En ce jeudi 2 février 1899, jour de Chandeleur*, les curieux, dont un prêtre du diocèse de Paris, se pressent nombreux vers la Tireuse (actuel quartier du Plessis) à Yzeure chez les Pinaud. C’est devenu un rituel à chaque fête mariale. En effet, madame Pinaud est sujette à des crises extatiques au cours desquelles elle voit la Sainte Vierge, vêtue de blanc, et souvent le Christ, drapé de rouge, avec ses plaies aux mains et aux pieds.
Les Pinaud et leurs deux fillettes, Marie et Rosalie, habitent une métairie de deux pièces. Sur la cheminée de la chambre est disposée une multitude d’objets religieux. Anne Pinaud subit ces visions dans son lit d’où elle prononce d’une voix monocorde des prédictions toutes plus inquiétantes les unes que les autres.
Le phénomène a, de loin, dépassé les frontières de l’agglomération moulinoise. En effet, déjà, en février 1897, en plus du Radical de l’Allier, plusieurs journaux nationaux le relatent, tels le Petit Parisien, La Charente, la Gironde ou la Lanterne.
Anne Pinaud, 28 ans, est décrite comme chétive et anémique. Alitée dans son obscure petite chambre, les traits tirés, le regard fixe, elle prend la parole pour expliquer à l’assistance ce qu’elle voit :
Une grande plaine de sable (parabole de la plaie qu’est l’incrédulité universelle, source de tous les maux de l’humanité) avec en son milieu un îlot de verdure (symbole des âmes des croyants qui sauveront de l’enfer les grands pêcheurs). « La France demeurera debout, grande et forte, au milieu des nations vouées à la ruine et à la stérilité. »
Anne affirme que le pays est menacé, qu’une guerre est imminente, que le sang y coulera abondamment, mais que la France soutiendra vigoureusement la lutte.
Puis, à bout de forces, transpirant, elle s’endort après avoir bu une potion tendue par un des médecins présents. C’était le troisième crise de la journée.
Une autre fois, elle découvre une oasis peuplée d’âmes pures, choisies par Dieu, au centre d’un terrain desséché. Et alors se succèdent les phrases incohérentes bien qu’homogènes sur le fond. C’est la France coupable qui sera sauvée grâce aux victimes choisies par Dieu. Il faut par conséquent prier, prier pour contrer un nouveau fléau, une révolution générale de la société et de l’Eglise qui triomphera et sauvera la France. Une guerre éclatera faisant un nombre considérable de victimes car la colère de Dieu est grande contre la France. Heureusement, un ange la protège qui n’empêchera pas la venue de trois archanges qui frapperont la France à la manière de trois épées. Lorsqu’elle sort de sa transe, elle ordonne à tous de s’agenouiller pour prier et faire pénitence tant qu’il est encore temps. Parfois, elle affirme que Dieu est bon et soutiendra la vaillance de nos généraux.

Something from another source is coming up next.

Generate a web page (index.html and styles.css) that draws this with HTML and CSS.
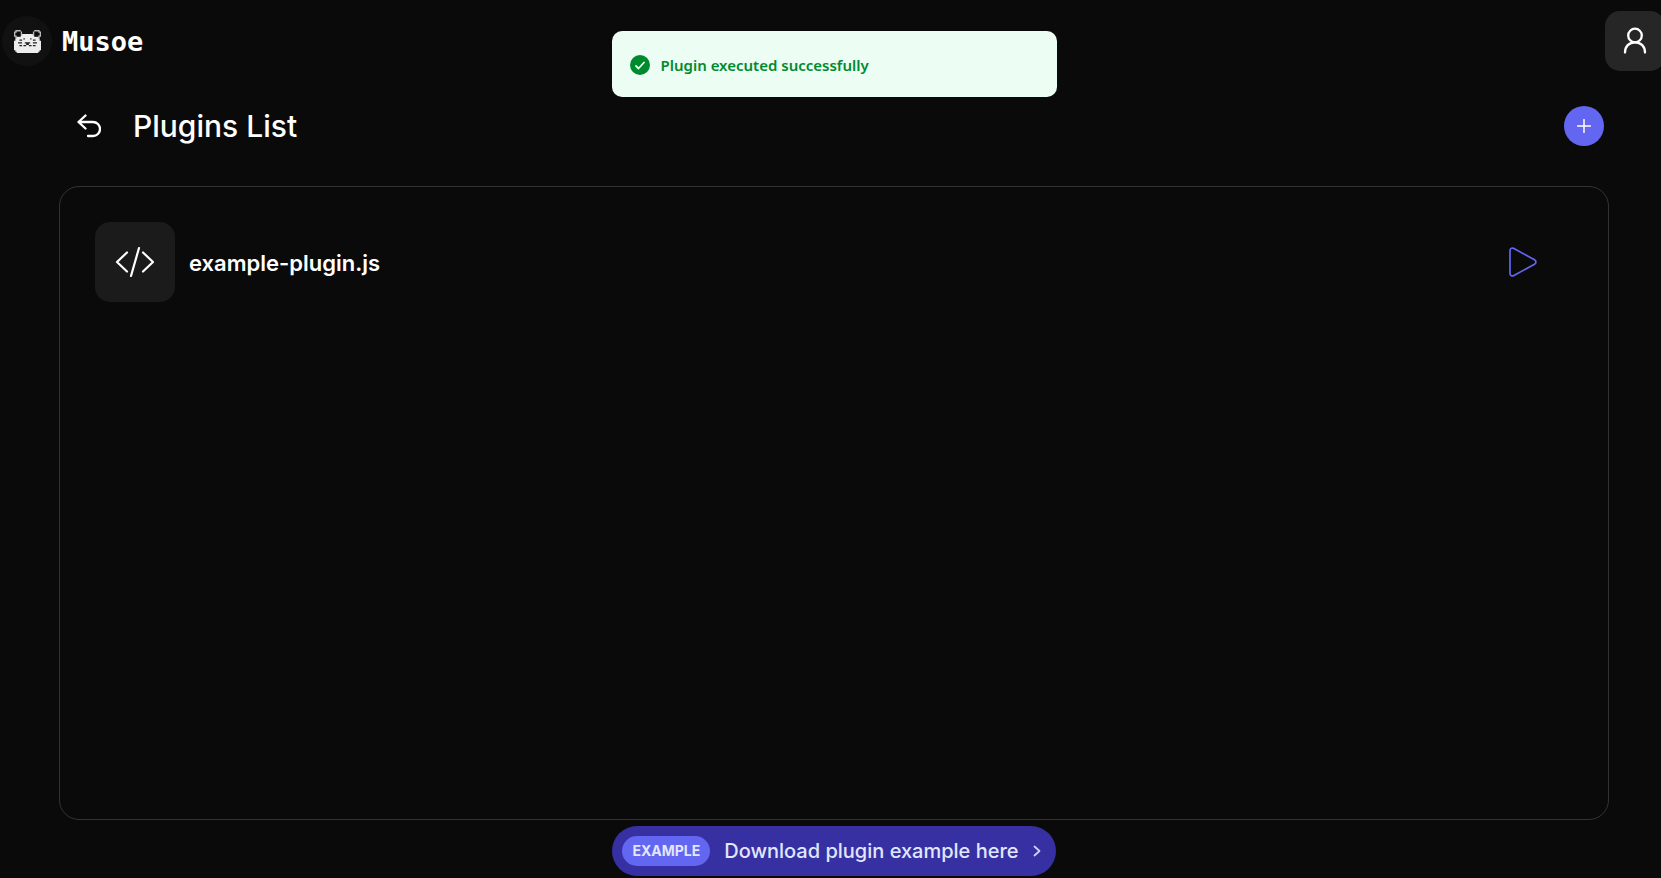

Cette femme qui sait lire et écrire mène une vie tout à fait ordinaire en dehors de ces évènements paranormaux. La Vierge lui serait apparue la première fois en 1880 et la deuxième fois deux ans après la naissance de son premier enfant.

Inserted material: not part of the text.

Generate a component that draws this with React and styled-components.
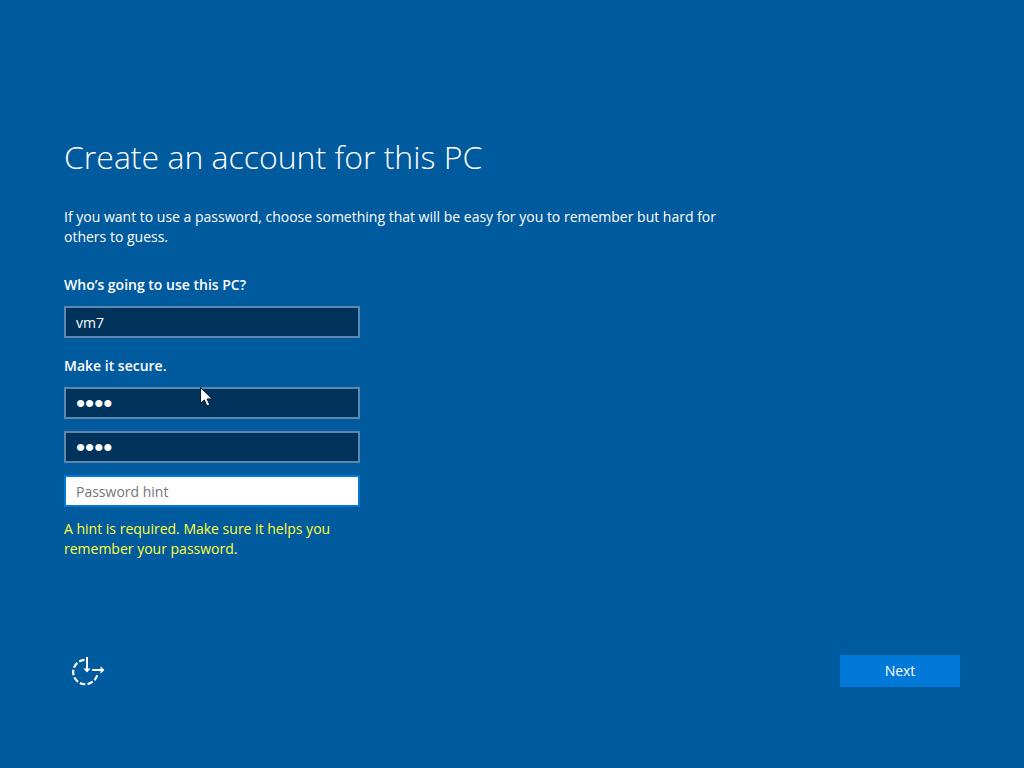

Bien que moins célèbre que madame Couesdon de la rue de Paradis à Paris, elle intéresse le monde médical qui se déplace fréquemment pour l’étudier de près. Les médecins se rejoignent dans leurs constats : Anne Pinaud n’est pas une visionnaire. Elle est dans un état maladif hystérique sans gravité qui la conduit à s’hypnotiser elle-même en fixant un objet et à divaguer en s’inspirant de choses entendues ou lues.
Louis Delallier
* La Chandeleur (ou fête des chandelles), ancienne fête païenne, est devenue une fête chrétienne correspondant à la présentation de Jésus au Temple. Elle a lieu 40 jours après Noël.